But back to the difference between automatically "sealed" juvenile records and sealed adult records in Illinois: For each of the jobs above, records of mere juvenile arrests regularly appear on background checks. Under the law governing adult criminal records, sealed records—including conviction records—will not appear. Thus it is that in Illinois, these automatically "sealed" juvenile records are more vulnerable to disclosure through fingerprint-based background checks than sealed adult records.

Why Juvenile Expungement?
In some ways, juvenile expungement is a low-hanging fruit. Most juvenile records in Illinois are eligible to be expunged eventually. In fact, the only records that are categorically ineligible for expungement are those in which the young person was found guilty of first-degree murder or a sex offense that would be a felony if committed by an adult. The vast majority of records—over 80 percent—are eligible for expungement right when the person with the record turns 18, provided the person does not have any open juvenile court cases. All juvenile arrests that don't result in the filing of charges in court, court cases that are dismissed, court cases in which the young person successfully completes a sentence of supervision, and court cases with guilty findings for low-level misdemeanors are eligible for expungement at age 18. For those sorts of records, eligibility does not depend on the other content of the individual's record; regardless of whether he or she has adult convictions or other juvenile cases that can't be expunged, those eligible arrests and/or cases will still be expungeable. Young people found guilty of felonies or class A misdemeanors must wait until they are at least 21 years old and five years has passed since they completed their sentence, and (the biggest hurdle for many) they must have no adult convictions of any kind.

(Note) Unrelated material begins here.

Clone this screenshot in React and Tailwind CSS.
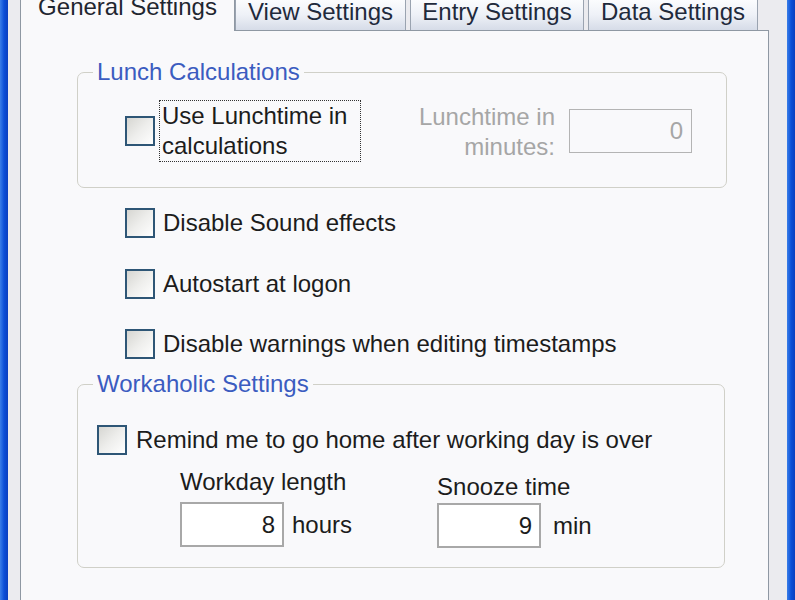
import React from 'react';

const font = { fontFamily: '"Liberation Sans", Arial, sans-serif' };

export default function App() {
  return (
    <div style={font} className="w-[795px] h-[600px] overflow-hidden flex bg-[#ebebef] text-[24px] text-[#1c1c1c]">
      <div className="w-[8px] shrink-0 bg-gradient-to-r from-[#3a7ee8] via-[#0b4fd8] to-[#0a3fbf]" />

      <div className="flex-1 flex flex-col pl-[12px] pr-[18px]">
        <div className="flex items-end h-[30px] shrink-0">
          <Tab label="General Settings" active className="w-[215px]" />
          <Tab label="View Settings" className="w-[171px]" />
          <Tab label="Entry Settings" className="w-[174px] ml-[4px]" />
          <Tab label="Data Settings" className="w-[170px] ml-[4px]" />
        </div>

        <div className="flex-1 bg-[#f9f9fb] border-l border-t border-r border-[#8f98a3] pl-[56px] pr-[41px] pt-[27px]">
          <fieldset className="border border-[#d0d0c8] rounded-[7px] pt-[14px] pb-[25px]">
            <legend className="ml-[15px] px-[4px] leading-[28px] text-[#3b5cc0]">Lunch Calculations</legend>
            <div className="flex items-center">
              <div className="ml-[47px]"><CheckBox /></div>
              <div className="ml-[4px] px-[2px] leading-[30px] border border-dotted border-[#333] w-[202px]">
                Use Lunchtime in<br />calculations
              </div>
              <div className="ml-auto mr-[34px] flex items-center">
                <div className="text-right leading-[30px] text-[#a6a6a6] pt-[1px]">
                  Lunchtime in<br />minutes:
                </div>
                <div className="ml-[14px] w-[123px] h-[44px] border border-[#b4b4b4] flex items-center justify-end pr-[8px] text-[#a6a6a6]">
                  0
                </div>
              </div>
            </div>
          </fieldset>

          <div className="pl-[48px] pt-[20px] flex flex-col">
            <CheckRow label="Disable Sound effects" />
            <div className="mt-[31px]"><CheckRow label="Autostart at logon" /></div>
            <div className="mt-[30px]"><CheckRow label="Disable warnings when editing timestamps" /></div>
          </div>

          <fieldset className="mt-[11px] border border-[#d0d0c8] rounded-[7px] pt-[27px] pb-[19px] w-[648px]">
            <legend className="ml-[15px] px-[4px] leading-[28px] text-[#3b5cc0]">Workaholic Settings</legend>
            <div className="pl-[19px]">
              <CheckRow label="Remind me to go home after working day is over" gap="ml-[9px]" />
            </div>
            <div className="flex pl-[102px] mt-[13px]">
              <div>
                <div className="leading-[28px]">Workday length</div>
                <div className="flex items-center mt-[6px]">
                  <NumBox value="8" />
                  <span className="ml-[8px]">hours</span>
                </div>
              </div>
              <div className="ml-[85px] pt-[5px]">
                <div className="leading-[28px]">Snooze time</div>
                <div className="flex items-center mt-[2px]">
                  <NumBox value="9" />
                  <span className="ml-[12px]">min</span>
                </div>
              </div>
            </div>
          </fieldset>
        </div>
      </div>

      <div className="w-[8px] shrink-0 bg-gradient-to-r from-[#3a7ee8] via-[#0b4fd8] to-[#0a3fbf]" />
    </div>
  );
}

function Tab({ label, active, className = '' }) {
  if (active) {
    return (
      <div className={`relative z-10 -mb-[1px] h-[31px] bg-[#f9f9fb] border-l border-r border-[#8f98a3] flex justify-center ${className}`}>
        <span className="leading-[24px] -mt-[5px] text-[#1f2630]">{label}</span>
      </div>
    );
  }
  return (
    <div className={`h-[30px] bg-gradient-to-b from-[#fbfcfe] via-[#eef1f7] to-[#d6dce8] border-l border-r border-[#9aa3b0] flex justify-center ${className}`}>
      <span className="leading-[24px] text-[#1f2a3c]">{label}</span>
    </div>
  );
}

function CheckBox() {
  return (
    <div className="w-[30px] h-[30px] border-2 border-[#2e5676] bg-gradient-to-br from-[#d6d6d2] via-[#eeeeec] to-white" />
  );
}

function CheckRow({ label, gap = 'ml-[8px]' }) {
  return (
    <div className="flex items-center h-[30px]">
      <CheckBox />
      <span className={`${gap} leading-[30px]`}>{label}</span>
    </div>
  );
}

function NumBox({ value }) {
  return (
    <div className="w-[104px] h-[45px] bg-white border-2 border-[#a8a8a8] flex items-center justify-end pr-[7px]">
      {value}
    </div>
  );
}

Despite its availability, people were not taking advantage of juvenile expungement to erase their records. The numbers in Cook County bear that out starkly. With its concentration of social service agencies serving youth and legal service providers, Cook County should be well positioned to assist people hoping to clear their juvenile records. Yet in 2013, there were 26,255 juvenile arrests. Linda Paul, "No Criminal Charges? Wipe That Arrest Record Clean at 18" (May 12, 2014). Over 20,000 of those arrests did not result in petitions for adjudication filed in the juvenile court. That same year (2013), there were a mere 660 petitions for juvenile expungement filed in Cook County, by only 378 people. (Because each arrest requires a separate petition for expungement, people with more than one eligible arrest regularly file more than one petition.) Though most arrests that happen are not expungeable that same year because one must be at least 18 to receive a juvenile expungement, creating a lag in eligibility, previous years in Cook County had more juvenile arrests. Quite simply, only a very small percentage of the eligible people chose to expunge their records. Those were the statistics that the JJC confronted, and the reason they chose to focus on juvenile expungement as a solution.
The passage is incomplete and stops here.